Le demandeur d'une telle autorisation doit posséder les capacités techniques et
financières nécessaires pour mener à bien de telles opérations.
Art. 9. - L'autorisation confère à son titulaire, à l'intérieur d'un
périmètre défini par le décret constitutif, le droit exclusif de procéder à des
travaux en surface et en sous-sol et celui de disposer de matériaux extraits à
l'occasion de ces travaux.
Les propriétaires des terrains situés à l'intérieur de ce périmètre sont
indemnisés soit par accord amiable avec le titulaire de l'autorisation, soit comme en
matière d'expropriation.
Il peut être procédé, au profit du titulaire de l'autorisation, à l'expropriation
pour cause d'utilité publique de tout ou partie de ces terrains.
Art. 10. - Le décret d'autorisation institue en outre, à l'extérieur du
périmètre mentionné à l'article précédent, un périmètre de protection dans lequel
l'autorité administrative peut interdire ou réglementer les travaux ou les activités
qui seraient de nature à compromettre, sur le plan technique, l'installation ou le
fonctionnement du laboratoire.
Art. 11. - Des sources radioactives peuvent être temporairement utilisées dans
ces laboratoires souterrains en vue de l'expérimentation.
Dans ces laboratoires, l'entreposage ou le stockage des déchets radioactifs est
interdit.
Art. 12. - Un groupement d'intérêt public peut être constitué, dans les
conditions prévues par l'article 21 de la loi n° 82-610 du 15 juillet 1982 d'orientation
et de programmation pour la recherche et le développement technologique de la France, en
vue de mener des actions d'accompagnement et de gérer des équipements de nature à
favoriser et à faciliter l'installation et l'exploitation de chaque laboratoire.
Outre l'Etat et le titulaire de l'autorisation prévue à l'article 8, la région et le
département où est situé le puits principal d'accès au laboratoire, les communes dont
une partie du territoire est à moins de dix kilomètres de ce puits, ainsi que tout
organisme de coopération intercommunal dont l'objectif est de favoriser le développement
économique de la zone concernée, peuvent adhérer de plein droit à ce groupement.
Art. 13. - Il est créé, sous le nom d'agence nationale pour la gestion des
déchets radioactifs, un établissement public industriel et commercial, placé sous la
tutelle des ministres de l'industrie, de la recherche et de l'environnement.

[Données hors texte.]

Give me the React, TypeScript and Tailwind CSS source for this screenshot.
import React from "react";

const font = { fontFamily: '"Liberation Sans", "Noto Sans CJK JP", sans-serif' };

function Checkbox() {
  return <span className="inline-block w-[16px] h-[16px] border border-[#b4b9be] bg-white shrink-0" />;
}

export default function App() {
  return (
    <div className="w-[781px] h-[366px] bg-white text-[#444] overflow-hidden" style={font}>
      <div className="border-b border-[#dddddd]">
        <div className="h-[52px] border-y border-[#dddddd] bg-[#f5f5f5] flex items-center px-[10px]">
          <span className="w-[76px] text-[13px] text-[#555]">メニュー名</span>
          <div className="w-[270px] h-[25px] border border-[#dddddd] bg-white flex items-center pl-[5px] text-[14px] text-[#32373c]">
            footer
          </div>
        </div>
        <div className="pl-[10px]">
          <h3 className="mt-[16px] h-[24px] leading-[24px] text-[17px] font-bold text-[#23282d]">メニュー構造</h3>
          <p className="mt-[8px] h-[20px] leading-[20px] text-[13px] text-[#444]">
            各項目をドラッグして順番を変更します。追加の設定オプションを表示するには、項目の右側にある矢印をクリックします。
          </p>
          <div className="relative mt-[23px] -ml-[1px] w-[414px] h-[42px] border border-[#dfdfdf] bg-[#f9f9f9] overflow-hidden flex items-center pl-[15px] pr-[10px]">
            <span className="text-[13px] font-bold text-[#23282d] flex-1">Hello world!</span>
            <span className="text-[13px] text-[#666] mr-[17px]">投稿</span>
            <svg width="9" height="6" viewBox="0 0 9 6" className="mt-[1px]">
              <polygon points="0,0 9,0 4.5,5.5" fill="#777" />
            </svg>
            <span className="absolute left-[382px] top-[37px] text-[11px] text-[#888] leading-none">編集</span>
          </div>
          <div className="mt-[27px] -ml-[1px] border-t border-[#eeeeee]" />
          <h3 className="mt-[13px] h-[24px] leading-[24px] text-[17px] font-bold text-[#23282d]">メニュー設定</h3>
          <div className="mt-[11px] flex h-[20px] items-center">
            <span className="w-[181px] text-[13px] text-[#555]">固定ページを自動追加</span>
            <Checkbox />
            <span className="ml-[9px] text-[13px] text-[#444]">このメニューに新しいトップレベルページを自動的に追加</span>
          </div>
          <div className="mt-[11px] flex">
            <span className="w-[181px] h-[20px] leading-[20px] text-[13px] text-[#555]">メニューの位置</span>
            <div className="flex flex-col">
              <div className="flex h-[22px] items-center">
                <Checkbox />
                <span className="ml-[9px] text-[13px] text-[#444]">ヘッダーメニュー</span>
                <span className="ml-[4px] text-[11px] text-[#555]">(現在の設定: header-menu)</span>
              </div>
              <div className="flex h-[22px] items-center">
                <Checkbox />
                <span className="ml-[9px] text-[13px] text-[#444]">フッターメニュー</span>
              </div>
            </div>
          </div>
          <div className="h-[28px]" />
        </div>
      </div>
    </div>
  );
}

Cette agence est chargée des opérations de gestion à long terme des déchets
radioactifs, et notamment :
- en coopération notamment avec le Commissariat à l'énergie atomique, de participer
à la définition et de contribuer aux programmes de recherche et de développement
concernant la gestion à long terme des déchets radioactifs;
-d'assurer la gestion des centres de stockage à long terme soit directement, soit par
l'intermédiaire de tiers agissant pour son compte;
-de concevoir, d'implanter et de réaliser les nouveaux centres de stockage compte tenu
des perspectives à long terme de production et de gestion des déchets et d'effectuer
toutes les études nécessaires à cette fin, notamment la réalisation et l'exploitation
de laboratoires souterrains destinés à l'étude des formations géologiques profondes;
-de définir, en conformité avec les règles de sûreté, des spécifications de
conditionnement et de stockage des déchets radioactifs;
-de répertorier l'état et la localisation de tous les déchets radioactifs se
trouvant sur le territoire national.
Art. 14. - Il est créé, sur le site de chaque laboratoire souterrain, un
comité national d'information et de suivi.

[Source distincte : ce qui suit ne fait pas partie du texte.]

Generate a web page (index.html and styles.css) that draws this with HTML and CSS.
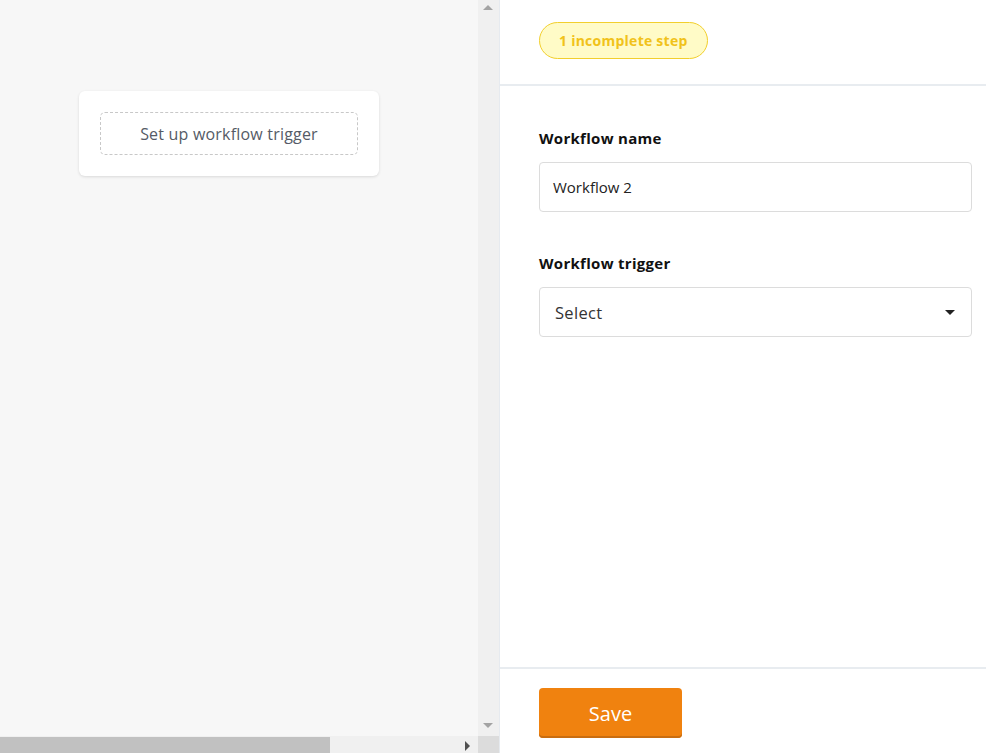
FILE: index.html
```html
<!DOCTYPE html>
<html>
<head>
<meta charset="utf-8">
<link rel="stylesheet" href="styles.css">
</head>
<body>
<div class="app">
  <div class="canvas-wrap">
    <div class="canvas-row">
      <div class="canvas">
        <div class="card">
          <div class="trigger-box">Set up workflow trigger</div>
        </div>
      </div>
      <div class="vscroll">
        <span class="arr-up"></span>
        <span class="arr-down"></span>
      </div>
    </div>
    <div class="hscroll-row">
      <div class="hscroll">
        <div class="hthumb"></div>
        <span class="arr-right"></span>
      </div>
      <div class="corner"></div>
    </div>
  </div>
  <div class="panel">
    <div class="panel-head">
      <span class="badge">1 incomplete step</span>
    </div>
    <div class="panel-body">
      <label class="label">Workflow name</label>
      <div class="input">Workflow 2</div>
      <label class="label label-2">Workflow trigger</label>
      <div class="select">
        <span>Select</span>
        <span class="caret"></span>
      </div>
    </div>
    <div class="panel-foot">
      <button class="save">Save</button>
    </div>
  </div>
</div>
</body>
</html>
```
FILE: styles.css
```css
html, body {
  margin: 0;
  padding: 0;
  height: 100%;
  overflow: hidden;
}
body {
  font-family: "Open Sans", Lato, sans-serif;
  background: #fff;
}
.app {
  display: flex;
  height: 753px;
}
.canvas-wrap {
  width: 499px;
  display: flex;
  flex-direction: column;
  border-right: 1px solid #e6eaef;
}
.canvas-row {
  flex: 1;
  display: flex;
  min-height: 0;
}
.canvas {
  width: 478px;
  background: #f7f7f7;
  padding: 91px 0 0 79px;
  box-sizing: border-box;
}
.card {
  width: 300px;
  height: 85px;
  background: #fff;
  border-radius: 6px;
  box-shadow: 0 1px 3px rgba(0,0,0,0.12);
  padding: 21px;
  box-sizing: border-box;
}
.trigger-box {
  height: 43px;
  border: 1px dashed #c8c8c8;
  border-radius: 5px;
  box-sizing: border-box;
  display: flex;
  align-items: center;
  justify-content: center;
  font-size: 16px;
  letter-spacing: 0.2px;
  color: #555b66;
}
.vscroll {
  width: 21px;
  background: #f0f0f0;
  display: flex;
  flex-direction: column;
  justify-content: space-between;
  align-items: center;
  padding: 5px 0 8px 0;
  box-sizing: border-box;
}
.arr-up {
  width: 0; height: 0;
  border-left: 5px solid transparent;
  border-right: 5px solid transparent;
  border-bottom: 5px solid #a3a3a3;
  margin-right: 2px;
}
.arr-down {
  width: 0; height: 0;
  border-left: 5px solid transparent;
  border-right: 5px solid transparent;
  border-top: 5px solid #a3a3a3;
  margin-right: 2px;
}
.hscroll-row {
  height: 17px;
  display: flex;
}
.hscroll {
  width: 478px;
  background: #f0f0f0;
  display: flex;
  align-items: center;
  justify-content: space-between;
  padding-right: 8px;
  box-sizing: border-box;
}
.hthumb {
  width: 330px;
  height: 16px;
  margin-top: 1px;
  background: #c1c1c1;
}
.arr-right {
  width: 0; height: 0;
  border-top: 5px solid transparent;
  border-bottom: 5px solid transparent;
  border-left: 5px solid #505050;
  margin-top: 2px;
}
.corner {
  width: 21px;
  background: #dcdcdc;
}
.panel {
  flex: 1;
  display: flex;
  flex-direction: column;
}
.panel-head {
  height: 86px;
  border-bottom: 2px solid #e8ecf0;
  padding: 22px 0 0 39px;
  box-sizing: border-box;
}
.badge {
  display: inline-flex;
  align-items: center;
  height: 37px;
  box-sizing: border-box;
  padding: 0 19px;
  border: 1px solid #f2cf2c;
  border-radius: 19px;
  background: #fffbc7;
  color: #f1c21a;
  font-weight: 700;
  font-size: 14px;
  letter-spacing: 0.25px;
}
.panel-body {
  flex: 1;
  padding: 42px 14px 0 39px;
  display: flex;
  flex-direction: column;
}
.label {
  font-size: 15px;
  font-weight: 700;
  letter-spacing: 0.3px;
  color: #111;
  line-height: 20px;
  margin-bottom: 14px;
}
.label-2 {
  margin-top: 41px;
}
.input, .select {
  height: 50px;
  border: 1px solid #dcdcdc;
  border-radius: 4px;
  box-sizing: border-box;
  display: flex;
  align-items: center;
}
.input {
  padding-left: 13px;
  font-size: 15px;
  color: #222;
}
.select {
  padding: 0 16px 0 15px;
  justify-content: space-between;
  font-size: 16.5px;
  letter-spacing: 0.3px;
  color: #333;
}
.caret {
  width: 0; height: 0;
  border-left: 5px solid transparent;
  border-right: 5px solid transparent;
  border-top: 5px solid #222;
}
.panel-foot {
  height: 86px;
  border-top: 2px solid #e8ecf0;
  padding: 19px 0 0 39px;
  box-sizing: border-box;
}
.save {
  width: 143px;
  height: 50px;
  border: none;
  border-radius: 4px;
  background: #f0820f;
  box-shadow: inset 0 -2px 0 #c96d10;
  color: #fff;
  font-family: "Open Sans", Lato, sans-serif;
  font-size: 20px;
  padding: 0;
}
```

Ce comité comprend notamment des représentants de l'Etat, deux députés et deux
sénateurs désignés par leur assemblée respective, des élus des collectivités
territoriales consultées à l'occasion de l'enquête publique, des membres des
associations de protection de l'environnement, des syndicats agricoles, des représentants
des organisations professionnelles et des représentants des personnels liés au site
ainsi que le titulaire de l'autorisation.

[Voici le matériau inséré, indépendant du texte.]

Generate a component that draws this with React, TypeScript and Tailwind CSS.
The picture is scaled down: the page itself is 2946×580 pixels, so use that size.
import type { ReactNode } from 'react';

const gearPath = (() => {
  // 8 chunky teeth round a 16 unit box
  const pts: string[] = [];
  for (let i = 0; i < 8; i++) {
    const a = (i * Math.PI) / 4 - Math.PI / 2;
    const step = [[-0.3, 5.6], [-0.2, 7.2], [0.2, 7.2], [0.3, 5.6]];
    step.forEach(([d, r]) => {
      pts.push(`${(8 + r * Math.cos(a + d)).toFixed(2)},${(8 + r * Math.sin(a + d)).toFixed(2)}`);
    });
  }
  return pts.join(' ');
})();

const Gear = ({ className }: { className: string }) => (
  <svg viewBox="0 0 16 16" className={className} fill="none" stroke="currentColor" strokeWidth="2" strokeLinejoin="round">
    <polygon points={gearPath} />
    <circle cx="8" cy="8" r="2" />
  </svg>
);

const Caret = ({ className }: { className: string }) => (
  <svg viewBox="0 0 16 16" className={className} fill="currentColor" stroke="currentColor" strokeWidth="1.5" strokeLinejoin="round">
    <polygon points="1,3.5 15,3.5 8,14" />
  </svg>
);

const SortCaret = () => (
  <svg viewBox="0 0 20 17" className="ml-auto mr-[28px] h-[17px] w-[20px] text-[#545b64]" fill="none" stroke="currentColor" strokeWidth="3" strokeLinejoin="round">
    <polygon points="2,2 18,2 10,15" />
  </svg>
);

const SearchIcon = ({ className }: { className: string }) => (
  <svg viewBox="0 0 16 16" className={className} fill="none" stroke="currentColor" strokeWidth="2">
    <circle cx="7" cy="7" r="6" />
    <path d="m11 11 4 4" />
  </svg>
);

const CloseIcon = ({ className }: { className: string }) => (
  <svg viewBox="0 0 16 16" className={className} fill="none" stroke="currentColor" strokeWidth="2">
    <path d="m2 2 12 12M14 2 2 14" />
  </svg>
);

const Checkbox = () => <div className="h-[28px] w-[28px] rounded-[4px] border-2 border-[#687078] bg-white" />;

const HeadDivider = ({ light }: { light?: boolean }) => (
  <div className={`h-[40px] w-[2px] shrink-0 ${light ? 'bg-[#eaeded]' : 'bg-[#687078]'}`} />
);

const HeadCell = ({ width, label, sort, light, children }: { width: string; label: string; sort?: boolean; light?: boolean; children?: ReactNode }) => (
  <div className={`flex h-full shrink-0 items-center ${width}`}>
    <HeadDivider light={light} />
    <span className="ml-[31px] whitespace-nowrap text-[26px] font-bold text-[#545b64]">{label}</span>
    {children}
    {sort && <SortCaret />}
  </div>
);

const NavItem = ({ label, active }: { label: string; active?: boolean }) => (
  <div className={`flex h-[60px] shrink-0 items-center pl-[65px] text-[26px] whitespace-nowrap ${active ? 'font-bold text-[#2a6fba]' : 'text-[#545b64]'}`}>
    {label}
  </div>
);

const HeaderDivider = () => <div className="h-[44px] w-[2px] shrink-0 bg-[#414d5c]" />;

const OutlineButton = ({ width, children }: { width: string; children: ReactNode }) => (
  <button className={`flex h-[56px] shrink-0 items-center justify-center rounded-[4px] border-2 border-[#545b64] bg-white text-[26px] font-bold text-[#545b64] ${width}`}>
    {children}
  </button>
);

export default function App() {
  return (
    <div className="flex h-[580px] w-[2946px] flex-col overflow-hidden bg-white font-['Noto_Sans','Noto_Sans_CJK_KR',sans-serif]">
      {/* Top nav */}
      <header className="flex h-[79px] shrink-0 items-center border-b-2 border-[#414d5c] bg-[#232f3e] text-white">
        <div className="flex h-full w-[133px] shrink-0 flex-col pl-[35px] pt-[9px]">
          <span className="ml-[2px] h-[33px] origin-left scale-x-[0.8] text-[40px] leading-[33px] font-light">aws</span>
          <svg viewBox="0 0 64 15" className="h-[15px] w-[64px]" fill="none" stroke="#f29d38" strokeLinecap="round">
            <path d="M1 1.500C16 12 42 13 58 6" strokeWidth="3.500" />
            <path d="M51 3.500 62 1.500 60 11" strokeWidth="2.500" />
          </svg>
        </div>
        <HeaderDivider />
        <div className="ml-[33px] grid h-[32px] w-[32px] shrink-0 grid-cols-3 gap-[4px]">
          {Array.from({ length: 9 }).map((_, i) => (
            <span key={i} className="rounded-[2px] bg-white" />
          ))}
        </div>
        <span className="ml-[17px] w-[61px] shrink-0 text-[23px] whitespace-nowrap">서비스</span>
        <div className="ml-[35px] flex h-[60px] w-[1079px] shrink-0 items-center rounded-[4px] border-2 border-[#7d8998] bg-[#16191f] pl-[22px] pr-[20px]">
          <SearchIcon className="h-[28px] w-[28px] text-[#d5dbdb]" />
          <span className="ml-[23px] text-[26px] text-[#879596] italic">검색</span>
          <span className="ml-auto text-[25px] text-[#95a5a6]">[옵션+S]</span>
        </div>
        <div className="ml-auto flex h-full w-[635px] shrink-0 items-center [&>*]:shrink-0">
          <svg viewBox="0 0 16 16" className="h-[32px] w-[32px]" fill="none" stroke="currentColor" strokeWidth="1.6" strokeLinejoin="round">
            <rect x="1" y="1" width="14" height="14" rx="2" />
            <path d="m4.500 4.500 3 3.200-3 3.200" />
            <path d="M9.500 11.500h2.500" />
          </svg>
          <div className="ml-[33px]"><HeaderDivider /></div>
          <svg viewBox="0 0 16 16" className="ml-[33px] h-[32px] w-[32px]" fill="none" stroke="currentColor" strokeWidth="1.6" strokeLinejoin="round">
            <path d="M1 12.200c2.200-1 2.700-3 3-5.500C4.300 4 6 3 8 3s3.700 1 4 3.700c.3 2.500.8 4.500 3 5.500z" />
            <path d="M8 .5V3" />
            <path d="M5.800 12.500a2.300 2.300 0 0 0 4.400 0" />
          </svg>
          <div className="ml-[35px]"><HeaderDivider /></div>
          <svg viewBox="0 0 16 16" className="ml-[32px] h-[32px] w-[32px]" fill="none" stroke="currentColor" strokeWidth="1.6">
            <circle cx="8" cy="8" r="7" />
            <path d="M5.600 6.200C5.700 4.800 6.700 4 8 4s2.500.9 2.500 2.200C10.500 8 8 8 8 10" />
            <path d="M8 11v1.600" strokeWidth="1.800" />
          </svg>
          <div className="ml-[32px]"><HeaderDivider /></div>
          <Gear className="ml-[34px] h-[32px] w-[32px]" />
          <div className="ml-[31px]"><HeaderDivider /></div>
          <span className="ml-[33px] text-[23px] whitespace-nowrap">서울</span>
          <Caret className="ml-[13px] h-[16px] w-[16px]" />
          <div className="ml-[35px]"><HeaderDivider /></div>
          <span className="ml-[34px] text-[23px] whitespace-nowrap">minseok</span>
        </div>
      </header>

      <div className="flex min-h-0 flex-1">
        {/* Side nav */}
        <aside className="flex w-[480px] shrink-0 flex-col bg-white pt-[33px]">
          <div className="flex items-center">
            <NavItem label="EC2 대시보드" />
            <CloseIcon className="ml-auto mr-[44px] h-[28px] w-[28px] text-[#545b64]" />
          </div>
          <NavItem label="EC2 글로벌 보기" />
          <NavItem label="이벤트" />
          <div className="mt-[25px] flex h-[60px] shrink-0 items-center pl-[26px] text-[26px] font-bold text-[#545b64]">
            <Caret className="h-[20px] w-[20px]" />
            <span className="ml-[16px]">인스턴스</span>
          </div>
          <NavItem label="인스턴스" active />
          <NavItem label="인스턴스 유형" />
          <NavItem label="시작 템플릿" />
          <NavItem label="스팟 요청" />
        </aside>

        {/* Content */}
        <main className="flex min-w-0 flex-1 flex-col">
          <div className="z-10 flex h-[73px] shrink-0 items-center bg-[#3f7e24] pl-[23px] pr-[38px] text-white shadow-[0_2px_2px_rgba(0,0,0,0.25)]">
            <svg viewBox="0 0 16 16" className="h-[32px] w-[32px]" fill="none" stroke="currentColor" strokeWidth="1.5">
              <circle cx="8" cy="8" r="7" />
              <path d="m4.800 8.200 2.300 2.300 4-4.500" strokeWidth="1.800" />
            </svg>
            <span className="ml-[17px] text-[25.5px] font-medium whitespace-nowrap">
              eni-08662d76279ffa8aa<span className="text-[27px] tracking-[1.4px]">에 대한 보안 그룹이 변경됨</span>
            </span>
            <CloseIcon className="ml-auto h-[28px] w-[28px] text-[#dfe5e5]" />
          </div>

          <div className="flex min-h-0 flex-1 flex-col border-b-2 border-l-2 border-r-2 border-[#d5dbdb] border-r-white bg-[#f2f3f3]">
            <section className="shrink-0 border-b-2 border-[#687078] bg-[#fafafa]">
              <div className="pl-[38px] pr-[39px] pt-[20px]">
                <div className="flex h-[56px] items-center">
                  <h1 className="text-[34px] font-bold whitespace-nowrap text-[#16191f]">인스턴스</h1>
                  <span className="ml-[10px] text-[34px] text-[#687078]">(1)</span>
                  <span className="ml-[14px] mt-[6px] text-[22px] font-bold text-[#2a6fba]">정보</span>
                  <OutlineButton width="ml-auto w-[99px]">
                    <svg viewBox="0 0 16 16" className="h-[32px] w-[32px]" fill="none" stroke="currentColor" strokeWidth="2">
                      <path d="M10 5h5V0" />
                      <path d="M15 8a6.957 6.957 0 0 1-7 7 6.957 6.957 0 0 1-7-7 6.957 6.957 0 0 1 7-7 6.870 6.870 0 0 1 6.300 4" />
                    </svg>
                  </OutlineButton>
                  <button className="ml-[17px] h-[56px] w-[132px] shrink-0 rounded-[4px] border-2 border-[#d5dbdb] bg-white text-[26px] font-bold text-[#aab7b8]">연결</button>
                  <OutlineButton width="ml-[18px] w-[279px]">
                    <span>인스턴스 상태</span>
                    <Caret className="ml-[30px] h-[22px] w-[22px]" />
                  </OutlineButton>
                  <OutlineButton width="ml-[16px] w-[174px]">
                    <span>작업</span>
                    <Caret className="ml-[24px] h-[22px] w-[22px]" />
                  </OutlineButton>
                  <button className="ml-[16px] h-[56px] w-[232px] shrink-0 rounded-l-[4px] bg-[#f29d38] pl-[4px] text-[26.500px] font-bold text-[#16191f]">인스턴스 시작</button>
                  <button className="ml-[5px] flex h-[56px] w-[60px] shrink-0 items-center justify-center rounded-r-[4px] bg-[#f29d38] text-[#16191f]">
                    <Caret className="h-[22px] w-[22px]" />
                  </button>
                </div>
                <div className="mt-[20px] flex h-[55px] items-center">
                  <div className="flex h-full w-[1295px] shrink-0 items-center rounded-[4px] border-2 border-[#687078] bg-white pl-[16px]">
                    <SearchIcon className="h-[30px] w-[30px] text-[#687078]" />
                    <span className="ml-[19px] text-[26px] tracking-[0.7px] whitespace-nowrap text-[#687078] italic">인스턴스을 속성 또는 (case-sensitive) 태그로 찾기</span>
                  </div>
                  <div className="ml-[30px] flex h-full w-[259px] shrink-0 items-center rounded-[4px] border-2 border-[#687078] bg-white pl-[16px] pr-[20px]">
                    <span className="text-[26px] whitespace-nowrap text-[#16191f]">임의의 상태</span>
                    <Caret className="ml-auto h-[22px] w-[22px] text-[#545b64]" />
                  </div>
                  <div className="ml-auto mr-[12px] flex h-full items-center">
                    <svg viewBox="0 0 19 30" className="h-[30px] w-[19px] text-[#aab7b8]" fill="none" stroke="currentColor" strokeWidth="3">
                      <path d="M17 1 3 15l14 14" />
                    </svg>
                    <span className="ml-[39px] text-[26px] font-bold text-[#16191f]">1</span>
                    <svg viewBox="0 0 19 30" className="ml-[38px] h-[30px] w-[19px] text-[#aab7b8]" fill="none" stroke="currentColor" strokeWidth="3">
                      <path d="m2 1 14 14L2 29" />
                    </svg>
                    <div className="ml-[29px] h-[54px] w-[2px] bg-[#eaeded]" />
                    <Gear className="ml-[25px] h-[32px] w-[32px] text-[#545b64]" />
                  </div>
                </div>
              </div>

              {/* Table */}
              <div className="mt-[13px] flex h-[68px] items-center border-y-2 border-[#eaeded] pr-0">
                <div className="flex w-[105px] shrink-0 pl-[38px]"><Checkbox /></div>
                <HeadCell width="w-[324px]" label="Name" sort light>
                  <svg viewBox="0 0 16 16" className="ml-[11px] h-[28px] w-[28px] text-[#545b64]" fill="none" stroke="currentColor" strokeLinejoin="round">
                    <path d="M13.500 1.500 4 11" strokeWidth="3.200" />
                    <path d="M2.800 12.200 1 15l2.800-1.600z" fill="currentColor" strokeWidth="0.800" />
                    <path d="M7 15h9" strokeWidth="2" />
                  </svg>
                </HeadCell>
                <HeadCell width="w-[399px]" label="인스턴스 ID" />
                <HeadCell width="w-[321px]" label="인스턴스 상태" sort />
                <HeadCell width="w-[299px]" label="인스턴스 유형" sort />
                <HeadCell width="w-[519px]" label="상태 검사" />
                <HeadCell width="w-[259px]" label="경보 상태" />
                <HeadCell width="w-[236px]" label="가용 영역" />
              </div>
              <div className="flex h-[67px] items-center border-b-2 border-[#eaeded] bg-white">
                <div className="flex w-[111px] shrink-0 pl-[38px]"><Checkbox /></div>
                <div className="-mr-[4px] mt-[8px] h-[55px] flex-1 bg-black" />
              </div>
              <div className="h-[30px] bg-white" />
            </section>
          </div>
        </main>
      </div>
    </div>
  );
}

Ce comité est composé pour moitié au moins d'élus des collectivités territoriales
consultées à l'occasion de l'enquête publique. Il est présidé par le préfet du
département où est implanté le laboratoire.
Le comité se réunit au moins deux fois par an. Il est informé des objectifs du
programme, de la nature des travaux et des résultats obtenus. Il peut saisir la
commission nationale d'évaluation visée à l'article 4.
Le comité est consulté sur toutes questions relatives au fonctionnement du
laboratoire ayant des incidences sur l'environnement et le voisinage. il peut faire
procéder à des auditions ou des contre-expertises par des laboratoires agréés.
Les frais d'établissement et le fonctionnement du comité local d'information et de
suivi sont pris en charge par le groupement prévu à l'article 12.
Art. 15. - Un décret en Conseil d'Etat fixe en tant que de besoin les
modalités d'application de la présente loi.